Barnetsa se quedó estupefacto.

El hecho de que un hombre tan inepto se casara con su hermana era asombroso, y el hecho de que no pudiera hacer nada para impedir el matrimonio era igualmente chocante.

Ver a su hermana feliz con este hombre sólo aumentó su frustración.

Así, una vez concertado el matrimonio, Barnetsa, sin consultar a su hermana, decidió presentarse al examen de caballero.

Barnetsa permaneció lejos de casa durante mucho tiempo después de unirse a la orden de caballeros. Su hermana envió innumerables cartas, expresando su dolor, pero Barnetsa las ignoró todas.

Entonces llegó una carta que no podía ignorar.

—Es tu sobrino.

Cuando regresó a casa después de recibir la carta, una criatura diminuta y poco atractiva estaba acunada en los brazos de su hermana.

Fue la primera vez que Barnetsa vio a su hermana sonriendo tan pacíficamente.

—Sujétalo. Es hora de devolverle el favor de haber sido criado por mí.

Su hermana sonrió y le entregó a su hijo.

Sosteniendo vacilante al bebé, Barnetsa sintió el calor corporal único y cálido a través de la ropa fina.

Su corazón se hundió. Entonces se dio cuenta.

Criarlo no fue solo un sacrificio por su hermana. Fue amor, irresistible e innegable.

—¿No es adorable?

—…No, realmente no.

A pesar de sus quejas, no podía apartar los ojos del pequeño ser.

La felicidad duró poco.

Años después, una plaga azotó la zona. Cada segunda o tercera casa celebraba un funeral. El hogar de Barnetsa no fue la excepción. Finalmente, el médico declaró que no había esperanza para su hermana.

—Hermana, no te preocupes por él. Lo cuidaré bien. Mejor que como me criaste.

—No.

Su hermana sonrió débilmente y le acarició la mejilla, enjugando sus lágrimas con su mano demacrada.

—No. Simplemente… vive tu vida.

Esas fueron sus últimas palabras. Frente al ataúd de su hermana, hizo una promesa.

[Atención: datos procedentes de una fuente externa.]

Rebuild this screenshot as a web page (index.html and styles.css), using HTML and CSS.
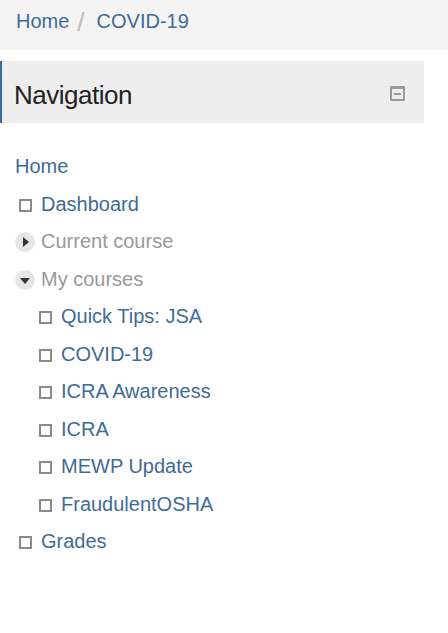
FILE: index.html
```
<!DOCTYPE html>
<html>
<head>
<meta charset="utf-8">
<link rel="stylesheet" href="styles.css">
</head>
<body>
<div class="crumbs">
  <a class="crumb">Home</a>
  <span class="sep">/</span>
  <a class="crumb">COVID-19</a>
</div>
<div class="block">
  <div class="block-head">
    <h2 class="block-title">Navigation</h2>
    <span class="dock-icon"><span class="dock-bar"></span></span>
  </div>
  <ul class="tree">
    <li class="row lvl0"><a class="link">Home</a></li>
    <li class="row lvl1"><span class="box"></span><a class="link">Dashboard</a></li>
    <li class="row lvl1"><span class="toggle"><span class="tri-right"></span></span><span class="muted">Current course</span></li>
    <li class="row lvl1"><span class="toggle"><span class="tri-down"></span></span><span class="muted">My courses</span></li>
    <li class="row lvl2"><span class="box"></span><a class="link">Quick Tips: JSA</a></li>
    <li class="row lvl2"><span class="box"></span><a class="link">COVID-19</a></li>
    <li class="row lvl2"><span class="box"></span><a class="link">ICRA Awareness</a></li>
    <li class="row lvl2"><span class="box"></span><a class="link">ICRA</a></li>
    <li class="row lvl2"><span class="box"></span><a class="link">MEWP Update</a></li>
    <li class="row lvl2"><span class="box"></span><a class="link">FraudulentOSHA</a></li>
    <li class="row lvl1"><span class="box"></span><a class="link">Grades</a></li>
  </ul>
</div>
</body>
</html>
```
FILE: styles.css
```
html, body {
  margin: 0;
  padding: 0;
  background: #fff;
  font-family: "Liberation Sans", Arial, sans-serif;
}
.crumbs {
  height: 50px;
  background: #f4f4f4;
  box-sizing: border-box;
  padding: 6px 0 0 16px;
  font-size: 20px;
  line-height: 30px;
  display: flex;
  align-items: flex-start;
}
.crumb {
  color: #3f6b97;
}
.sep {
  color: #bdbdbd;
  font-size: 26px;
  line-height: 30px;
  margin: 1px 12px 0 8px;
}
.block {
  margin-top: 11px;
}
.block-head {
  width: 424px;
  height: 62px;
  box-sizing: border-box;
  background: #eeeeee;
  border-left: 2px solid #3d6a99;
  display: flex;
  align-items: center;
  justify-content: space-between;
  padding: 0 19px 0 12px;
}
.block-title {
  margin: 0;
  font-weight: normal;
  font-size: 26px;
  letter-spacing: -0.5px;
  color: #222;
  padding-top: 7px;
}
.dock-icon {
  width: 15px;
  height: 15px;
  box-sizing: border-box;
  border: 2px solid #9a9a9a;
  border-top-width: 3px;
  border-radius: 1px;
  display: flex;
  align-items: center;
  justify-content: center;
  margin-top: 2px;
}
.dock-bar {
  width: 7px;
  height: 2px;
  background: #9a9a9a;
}
.tree {
  list-style: none;
  margin: 25px 0 0 0;
  padding: 0;
  font-size: 20px;
}
.row {
  height: 37.5px;
  display: flex;
  align-items: center;
}
.lvl0 { padding-left: 15px; }
.lvl1 { padding-left: 15px; }
.lvl2 { padding-left: 35px; }
.link {
  color: #3f6b97;
}
.muted {
  color: #999999;
}
.box {
  width: 13px;
  height: 13px;
  box-sizing: border-box;
  border: 2px solid #8a8a8a;
  margin: 2px 9px 0 4px;
  flex: none;
}
.toggle {
  width: 20px;
  height: 20px;
  border-radius: 50%;
  background: #e6e6e6;
  display: flex;
  align-items: center;
  justify-content: center;
  margin: 1px 6px 0 0;
  flex: none;
}
.tri-right {
  width: 0;
  height: 0;
  border-top: 5px solid transparent;
  border-bottom: 5px solid transparent;
  border-left: 6px solid #333;
  margin-left: 2px;
}
.tri-down {
  width: 0;
  height: 0;
  border-left: 5px solid transparent;
  border-right: 5px solid transparent;
  border-top: 6px solid #333;
  margin-top: 2px;
}
```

—Cuidar a este niño es la vida que quiero vivir.

Fiel a la promesa que le hizo a su hermana, siempre hizo lo mejor que pudo. Aunque no fuera un guardián tan perfecto como su hermana, quería ser al menos la mitad de bueno.

Cada vez que su sobrino llegaba a casa llorando porque lo acosaban, agarraba una espada de madera, más resistente que un cucharón, y perseguía a los acosadores para darles una lección.

Lo había criado con tanto cuidado.

Sin embargo, el imperio le quitó la vida a ese niño.

Dietrian fue quien lo empujó hacia adelante.